William Baxter (law professor)

For other people named William Baxter, see William Baxter (disambiguation).

William Francis Baxter, Jr. (July 13, 1929 – November 27, 1998) was a law professor at Stanford University. His specialty was antitrust law.

Antitrust Law

As Assistant Attorney General in charge of the Antitrust Division of the United States Department of Justice, Baxter commanded wide public attention when in 1982 he settled a seven-year-old case against AT&T with by far the largest breakup in the history of the Sherman Antitrust Act, splitting AT&T up into seven regional phone companies. On that same day, he dismissed as "without merit" a seemingly endless, thirteen-year-old suit against IBM, which had employed more than 300 lawyers and generated 2,500 depositions and 66 million pages of documents. Additionally, he was responsible for revising U.S. Anti-trust law and the guidelines the U.S. Justice Department would use going forward.[1] As part of that practice, he is the author of Baxter's Law or the Bell Doctrine.

Animal Rights

In 1974, Baxter published a widely read and influential book on the law and economics of pollution control entitled People or Penguins: The Case for Optimal Pollution. This book, though aimed at a law audience, contains a philosophically sophisticated stance on the topic of animal rights.

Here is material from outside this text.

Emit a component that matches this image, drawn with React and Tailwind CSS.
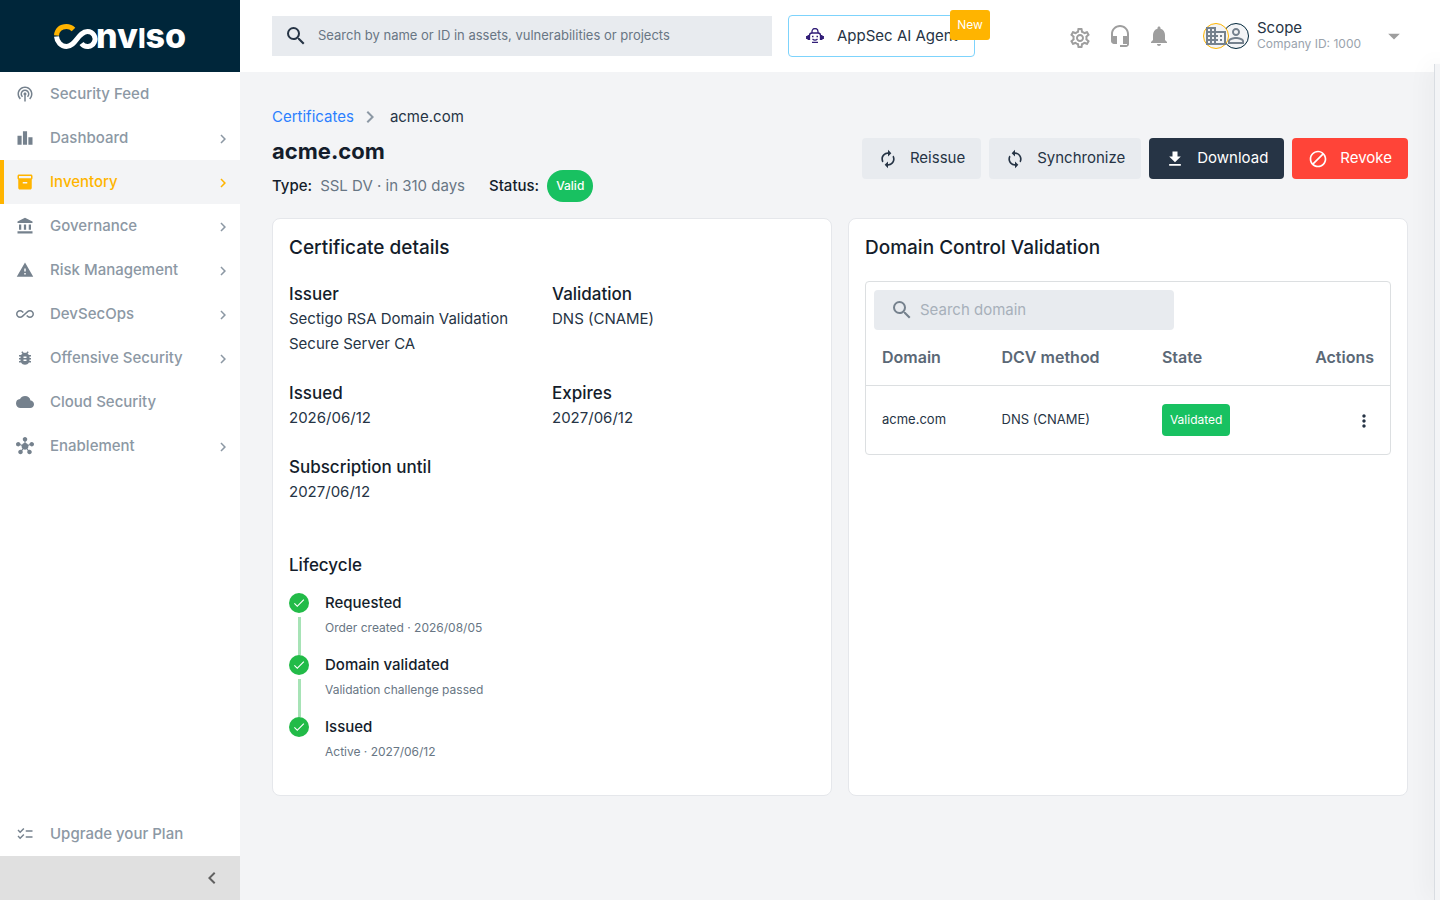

Baxter maintains that non-human animals have no moral consideration on their own. Any moral consideration of animals is in relation to humans. Moral consideration is a uniquely human affair. This differs from the view that there is no essential difference between the pain of non-human animals and that of human beings (see Peter Singer), and also differs from the view that the pain of animals is a morally relevant consideration, but is not morally decisive (See Bonnie Steinbock).

It is important to note that Baxter is not antipathetic toward non-human animals; in fact, he points out that many things that are in the interests of animals (and the larger environment for that matter) are in fact also in the best interests of humans as well. In this sense we have obligations to how we treat non-human animals, but the grounds is only because of the respective impact on human beings.

Baxter states that the way to measure these humans interests are in terms of a cost benefit analysis, where cost doesn't necessarily mean uniquely monetary costs.